Southern has the most crime, closely followed by the Mission, but the Tenderloin followed by Mission have the highest resolution rates. This means if you report a crime in the Mission you are more likely to get a police resolution than if you report a crime in Richmond, for example. Maybe because drug incidents are more easily "booked" and resolved than other types of crimes?


Next, what's interesting is to look at correlations between types of crime. In the chart below, the size and darkness of the circles indicate high positive correlation, meaning those two crimes tend to happen together at the same times and places. Size and redness of the circles indicate high negative correlation, meaning they usually didn't happen at the same time or place. In the graphic below, the darkest biggest circles are on the diagonal since anything has correlation=1 with itself. The graph is symmetric, so you only need to look above or below the diagonal. Kidnapping and weapons appear highly correlated. Maybe that's expected? How about recovered vehicle with weapons and arson? Does it make sense that drugs are negatively correlated to runaways and vehicle theft? Maybe that's because runaways and car thieves don't go to the Tenderloin? Prostitution and Pornography appear to be focused, connected crimes. "Forcible sex" i.e. rape is correlated with assault, robbery, kidnapping, stolen property and trespass. Some crimes seem more broadly correlated with lots of other crimes. It's important to remember at this point that correlation has nothing to do with causation.
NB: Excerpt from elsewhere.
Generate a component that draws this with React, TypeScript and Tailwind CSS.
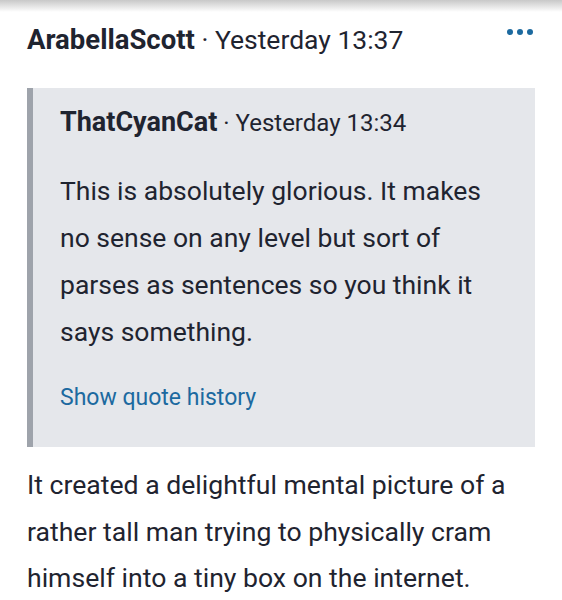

The next thing to do is plot crimes city-wide by time of day. This should show us crimes that are closely related by frequency and time but not necessarily location. We'd expect to see crimes that could travel show up here. Indeed paired crimes "warrants and drugs" that we saw in the correlations graph jump out again here. "Larceny and vehicle theft" is a pair we didn't see earlier though.

One visualization trick I've learned is to make a grid of pairwise X-Y line charts and look for straight lines - those are suspected fruitful regression variables. Looking at the grid of pairs, we can pick out the pairs "warrants and drugs" and "larceny and cartheft" like we found above. In addition, "larceny" and "warrants" look the most related to the most number of other crimes. Running step-wise regression on this dataset would be the best way to pick out even deeper patterns that our naked eyes can't see.


The next step would be to take some of these findings to the Police Department, and find out what the field experts say, and whether knowing such things could help guide the police where to focus their presence?

Next step beyond that, is find out how does San Francisco crime profile compare to other large cities? I suspect there will be overall trends in common as well as distinct differences city-by-city as we saw neighborhood-by-neighborhood.